Mont. AG Defends TikTok Ban as ‘Common Sense’ Consumer Protection Law
The district court erred in concluding that TikTok and its individual users were likely to prevail on the merits of their First Amendment, supremacy clause and commerce clause challenges to SB-419, Montana’s statewide TikTok ban, said Attorney General Austin Knudsen’s (R) opening brief Friday (docket 24-34) at the 9th U.S. Circuit Appeals Court. He's seeking to reverse the injunction that blocks him from enforcing the ban (see 2312010003).
SB-419 doesn’t trigger First Amendment scrutiny because it neither targets conduct with a significant expressive element nor has the inevitable effect of singling out those engaged in expressive activity, said the brief. The U.S. District Court for Montana also erred in finding that SB-419 wasn’t narrowly tailored, it said.
In enacting SB-419, the Montana legislature “responded to serious, widespread concerns” about TikTok’s data-privacy practices “and its failure to safeguard U.S. user data” from members of the Chinese Communist Party, said the brief. State and federal government officials “across the political spectrum have sounded the alarm,” it said. Congress and 33 other states have banned TikTok on all government devices, and several countries have either banned TikTok entirely or on government devices, it said.
SB-419 is a “common sense” consumer protection regulation designed to eliminate the threat of “a known bad actor obtaining and misusing Montanans’ data,” said the brief. But rather than “crediting Montana’s common sense consumer protection purpose” for enacting SB-419, the district court “imputed” a “pervasive undertone of anti-Chinese sentiment” to the Montana legislature, it said. The district court also repeatedly failed to hold the plaintiffs to their evidentiary burden, “instead shifting that burden to Montana,” it said. Aided by these errors, the district court erroneously concluded that the plaintiffs were likely to prevail on their constitutional claims, it said.
If SB-419 triggers First Amendment scrutiny, the 9th Circuit should apply U.S. v. O’Brien, the 1968 U.S. Supreme Court decision that addresses “regulated nonspeech conduct with a speech element,” said the brief. Short of that, the 9th Circuit should adopt the district court’s conclusion that SB-419 is like a content- and viewpoint-neutral time, place, or manner restriction, it said. Either way, the 9th Circuit “applies a nearly identical form of intermediate scrutiny analysis,” it said.
The district court also erred in concluding that SB-419 is likely preempted under the “foreign affairs field preemption” doctrine and the Defense Production Act, said the brief. Starting with the foreign affairs preemption, it found that SB-419 has no serious claim to be addressing a traditional state responsibility and intrudes on the federal government’s foreign affairs power, it said.

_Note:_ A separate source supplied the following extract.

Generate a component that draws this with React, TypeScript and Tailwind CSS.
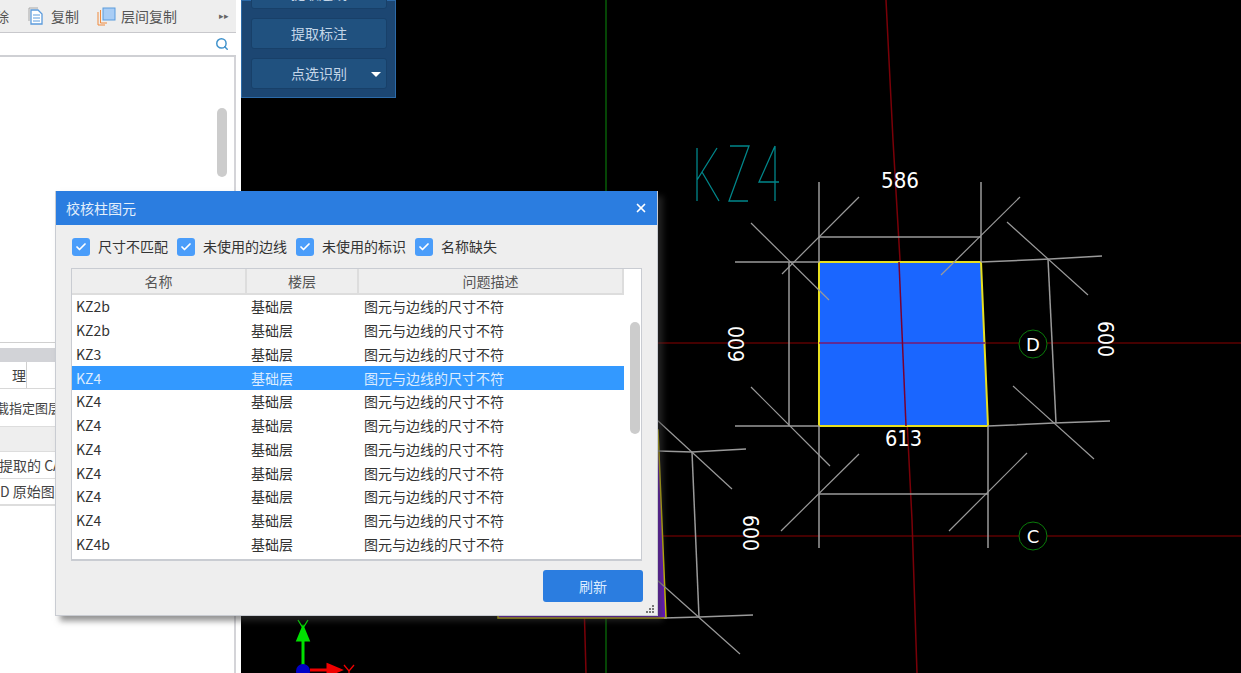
import { Search, Check, X } from 'lucide-react';

const cn = '"Noto Sans CJK SC", "Liberation Sans", sans-serif';

const rows = [
  'KZ2b', 'KZ2b', 'KZ3', 'KZ4', 'KZ4', 'KZ4', 'KZ4', 'KZ4', 'KZ4', 'KZ4', 'KZ4b',
];

const filters = ['尺寸不匹配', '未使用的边线', '未使用的标识', '名称缺失'];

function Line({ d, c = '#9a9a9a', w = 1.5 }: { d: string; c?: string; w?: number }) {
  return <path d={d} stroke={c} strokeWidth={w} fill="none" />;
}

function CadDrawing() {
  return (
    <svg className="absolute inset-0" width="1000" height="673" viewBox="241 0 1000 673">
      {/* axis lines */}
      <Line d="M606 0V673" c="#0a8a0a" w={1} />
      <Line d="M241 343H1241" c="#8a0000" w={1} />
      <Line d="M241 536H1241" c="#8a0000" w={1} />
      <Line d="M886 0L893 140L900 260L906 400L912 520L917 673" c="#7a0008" />
      <Line d="M584 600L586 673" c="#7a0008" />

      {/* purple column, mostly under the dialog */}
      <path d="M498 618H666L658 430H498Z" fill="#6a0fd0" stroke="#d4c400" strokeWidth="1.5" />

      {/* blue column */}
      <path d="M819 262H981L988 426H819Z" fill="#1a66ff" stroke="#e8e020" strokeWidth="2" />
      <Line d="M819 343H985" c="#7a1a70" />
      <Line d="M899 262L906 426" c="#7a0030" />

      {/* rebar grid */}
      <Line d="M735 262H819M981 262L1050 259L1102 256" />
      <Line d="M735 426H819M988 426L1054 423L1110 421" />
      <Line d="M819 182V262M981 182V262" />
      <Line d="M819 426V548M988 426V548" />
      <Line d="M819 237H981" />
      <Line d="M819 494H988" />
      <Line d="M789 262V426" />
      <Line d="M1048 259L1056 423" />
      <Line d="M751 223L829 300" w={1.2} />
      <Line d="M782 274L859 197" w={1.2} />
      <Line d="M941 275L1020 197" w={1.2} />
      <Line d="M1007 222L1088 295" w={1.2} />
      <Line d="M751 387L830 466" w={1.2} />
      <Line d="M781 531L859 454" w={1.2} />
      <Line d="M949 531L1027 453" w={1.2} />
      <Line d="M1013 386L1094 459" w={1.2} />

      {/* lower left column */}
      <Line d="M658 451L692 452L746 449" />
      <Line d="M692 452L699 617" />
      <Line d="M664 618L699 617L753 615" />
      <Line d="M657 420L732 489" w={1.2} />
      <Line d="M657 580L740 654" w={1.2} />

      {/* name label */}
      <g fill="none" stroke="#00868a" strokeWidth="1.3">
        <path d="M697 148V201M697 180L717 148M702 172L719 201" />
        <path d="M730 146H749L729 201H748" />
        <path d="M775 146L759 182H779M775 146V201" />
      </g>

      {/* dimensions */}
      <g fill="#ffffff" fontFamily='"DejaVu Sans", sans-serif' fontSize="21">
        <text x="881" y="188" textLength="38" lengthAdjust="spacingAndGlyphs">586</text>
        <text x="885" y="446" textLength="37" lengthAdjust="spacingAndGlyphs">613</text>
        <text transform="translate(744 362) rotate(-90)" textLength="36" lengthAdjust="spacingAndGlyphs">600</text>
        <text transform="translate(1098 321) rotate(90)" textLength="36" lengthAdjust="spacingAndGlyphs">600</text>
        <text transform="translate(743 515) rotate(90)" textLength="36" lengthAdjust="spacingAndGlyphs">600</text>
      </g>

      {/* axis bubbles */}
      <circle cx="1033" cy="344" r="14" fill="#000" stroke="#0a7a0a" strokeWidth="1" />
      <circle cx="1033" cy="536" r="14" fill="#000" stroke="#0a7a0a" strokeWidth="1" />
      <g fill="#ffffff" fontFamily='"DejaVu Sans", sans-serif' fontSize="18" textAnchor="middle">
        <text x="1033" y="351">D</text>
        <text x="1033" y="543">C</text>
      </g>

      {/* ucs marker */}
      <path d="M303 666V640M298 640L303 628L308 640Z" stroke="#00e000" strokeWidth="3" fill="#00e000" />
      <path d="M310 670H330M328 665L340 670L328 675Z" stroke="#f00000" strokeWidth="3" fill="#f00000" />
      <circle cx="303" cy="671" r="7" fill="#0000c8" />
      <path d="M298 620L303 628L308 620M303 628V635" stroke="#00e000" strokeWidth="1.3" fill="none" />
      <path d="M344 665L349 671L354 665M349 671V673" stroke="#f00000" strokeWidth="1.3" fill="none" />
    </svg>
  );
}

function DocIcon() {
  return (
    <svg width="17" height="18" viewBox="0 0 17 18" fill="none">
      <path d="M1 14V1H10" stroke="#a8a8a8" strokeWidth="1" />
      <path d="M3 3H10L14 7V17H3Z" fill="#fff" stroke="#5b9bdc" strokeWidth="1.3" />
      <path d="M5 8H12M5 11H12M5 14H12" stroke="#5b9bdc" strokeWidth="1" />
    </svg>
  );
}

function FloorCopyIcon() {
  return (
    <svg width="19" height="19" viewBox="0 0 19 19" fill="none">
      <path d="M1 18V5M1 18H8" stroke="#f08a3c" strokeWidth="1" />
      <path d="M3.5 16V3M3.5 16H10" stroke="#f08a3c" strokeWidth="1" />
      <rect x="6" y="1" width="12" height="12" fill="#a9cdf5" stroke="#5b9bdc" />
    </svg>
  );
}

function LeftPanel() {
  return (
    <div className="flex h-full w-[241px] shrink-0 flex-col bg-white" style={{ fontFamily: cn }}>
      <div className="flex h-[33px] items-center bg-[#eeeeee] border-b border-[#c8c8cc] text-[14px] text-[#555555] w-[236px] overflow-hidden">
        <span className="w-[9px] overflow-hidden flex justify-end shrink-0"><span className="shrink-0">除</span></span>
        <span className="ml-[19px]"><DocIcon /></span>
        <span className="ml-[6px]">复制</span>
        <span className="ml-[18px]"><FloorCopyIcon /></span>
        <span className="ml-[5px]">层间复制</span>
        <span className="ml-[42px] text-[9px] text-[#666666]">▸▸</span>
      </div>
      <div className="flex h-[24px] w-[236px] items-center justify-end border-b-2 border-[#cfd0d4] pr-[7px]">
        <Search size={14} strokeWidth={2.5} className="text-[#3f92cc]" />
      </div>
      <div className="flex w-[236px] flex-1 flex-col border-r-2 border-[#d4d4d8]">
        <div className="relative h-[285px]">
          <div className="absolute right-[7px] top-[51px] h-[69px] w-[10px] rounded-full bg-[#cccccc]" />
        </div>
        <div className="h-[6px] border-t border-[#d0d0d0]" />
        <div className="h-[14px] bg-[#d2d3d7]" />
        <div className="flex h-[27px] border-b border-[#d8d8d8]">
          <div className="flex w-[27px] items-center border-r border-[#d0d0d0] text-[14px] text-[#444444]">
            <span className="w-full overflow-hidden text-right">理</span>
          </div>
        </div>
        <div className="flex h-[37px] items-center overflow-hidden whitespace-nowrap text-[13px] text-[#444444]">
          <span className="-ml-[4px]">载指定图层</span>
        </div>
        <div className="h-[26px] border-y border-[#dddddd] bg-[#eeeeee]" />
        <div className="flex h-[27px] items-center overflow-hidden whitespace-nowrap border-b border-[#dddddd] text-[14px] text-[#444444]">
          <span className="-ml-[1px]">提取的 CAD</span>
        </div>
        <div className="flex h-[27px] items-center overflow-hidden whitespace-nowrap border-b-2 border-[#dddddd] text-[14px] text-[#444444]">
          <span>D 原始图层</span>
        </div>
      </div>
    </div>
  );
}

function FloatPanel() {
  const btn =
    'flex h-[31px] items-center justify-center rounded-[3px] border border-[#184069] bg-[#20517f] text-[14px] text-[#c4d6e8]';
  return (
    <div
      className="absolute left-[241px] top-0 flex h-[98px] w-[155px] flex-col gap-[9px] border border-[#2c6aa8] bg-[#1c4672] pl-[9px] pr-[8px]"
      style={{ fontFamily: cn }}
    >
      <div className="-mt-[23px] flex flex-col gap-[9px]">
        <div className={btn}>提取边线</div>
        <div className={btn}>提取标注</div>
        <div className={`${btn} relative`}>
          点选识别
          <span className="absolute right-[5px] top-[13px] h-0 w-0 border-x-[5px] border-t-[5px] border-x-transparent border-t-white" />
        </div>
      </div>
    </div>
  );
}

function Dialog() {
  return (
    <div
      className="absolute left-[55px] top-[191px] flex h-[425px] w-[603px] flex-col border border-[#c9ccd2] border-t-0 bg-[#eeeeee] shadow-[5px_5px_6px_rgba(60,60,60,0.55)]"
      style={{ fontFamily: cn }}
    >
      <div className="flex h-[34px] shrink-0 items-center justify-between bg-[#2b7de0] pl-[10px] pr-[9px] text-[14px] text-[#e4effb]">
        <span>校核柱图元</span>
        <X size={14} strokeWidth={3} className="text-white" />
      </div>

      <div className="flex h-[43px] shrink-0 items-center pl-[16px] text-[14px] text-[#333333]">
        {filters.map((f) => (
          <div key={f} className="mr-[9px] flex items-center gap-[8px]">
            <span className="flex h-[18px] w-[18px] items-center justify-center rounded-[3px] bg-[#4a9dfa]">
              <Check size={12} strokeWidth={3.5} className="text-white" />
            </span>
            <span>{f}</span>
          </div>
        ))}
      </div>

      <div className="relative mx-[15px] h-[293px] border-2 border-[#c9ccd2] border-l border-t border-r bg-white">
        <div className="flex h-[26px] w-[552px] border-b-2 border-[#dddddd] bg-[#eeeeee] text-[14px] text-[#555555]">
          <div className="flex w-[175px] items-center justify-center border-r-2 border-[#dddddd]">名称</div>
          <div className="flex w-[112px] items-center justify-center border-r-2 border-[#dddddd]">楼层</div>
          <div className="flex flex-1 items-center justify-center border-r-2 border-[#dddddd]">问题描述</div>
        </div>
        <div className="w-[552px]">
          {rows.map((r, i) => (
            <div
              key={i}
              className={`flex h-[23.75px] items-center text-[14px] ${
                i === 3 ? 'bg-[#3399ff] text-[#dcecff]' : 'text-[#333333]'
              }`}
            >
              <span className="w-[179px] pl-[4px]">{r}</span>
              <span className="w-[113px]">基础层</span>
              <span>图元与边线的尺寸不符</span>
            </div>
          ))}
        </div>
        <div className="absolute left-[558px] top-[53px] h-[112px] w-[10px] rounded-full bg-[#cccccc]" />
      </div>

      <div className="relative flex flex-1 items-start justify-end pr-[14px] pt-[9px]">
        <div className="flex h-[32px] w-[100px] items-center justify-center rounded-[3px] bg-[#2b7de0] text-[14px] text-[#dcecff]">
          刷新
        </div>
        <div className="absolute bottom-[2px] right-[3px] grid grid-cols-3 gap-[1px]">
          <span />
          <span />
          <span className="h-[2px] w-[2px] bg-[#777777]" />
          <span />
          <span className="h-[2px] w-[2px] bg-[#777777]" />
          <span className="h-[2px] w-[2px] bg-[#777777]" />
          <span className="h-[2px] w-[2px] bg-[#777777]" />
          <span className="h-[2px] w-[2px] bg-[#777777]" />
          <span className="h-[2px] w-[2px] bg-[#777777]" />
        </div>
      </div>
    </div>
  );
}

export default function App() {
  return (
    <div className="relative flex h-[673px] w-[1241px] overflow-hidden bg-white">
      <LeftPanel />
      <div className="relative flex-1 bg-black">
        <CadDrawing />
      </div>
      <FloatPanel />
      <Dialog />
    </div>
  );
}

But SB-419 is a consumer protection law that falls within the state’s police powers, said the brief. Neither SB-419’s text nor its legislative history supports the district court’s conclusion that SB-419’s true purpose was to make a foreign affairs statement, it said. Resting on the back of its “erroneous conclusion” about Montana’s interest, the district court found that SB-419 “intrudes on the federal government’s foreign affairs power,” it said. “But it failed to identify anything resembling the kinds of direct impacts on foreign relations that courts have held sufficient to establish preemption,” it said.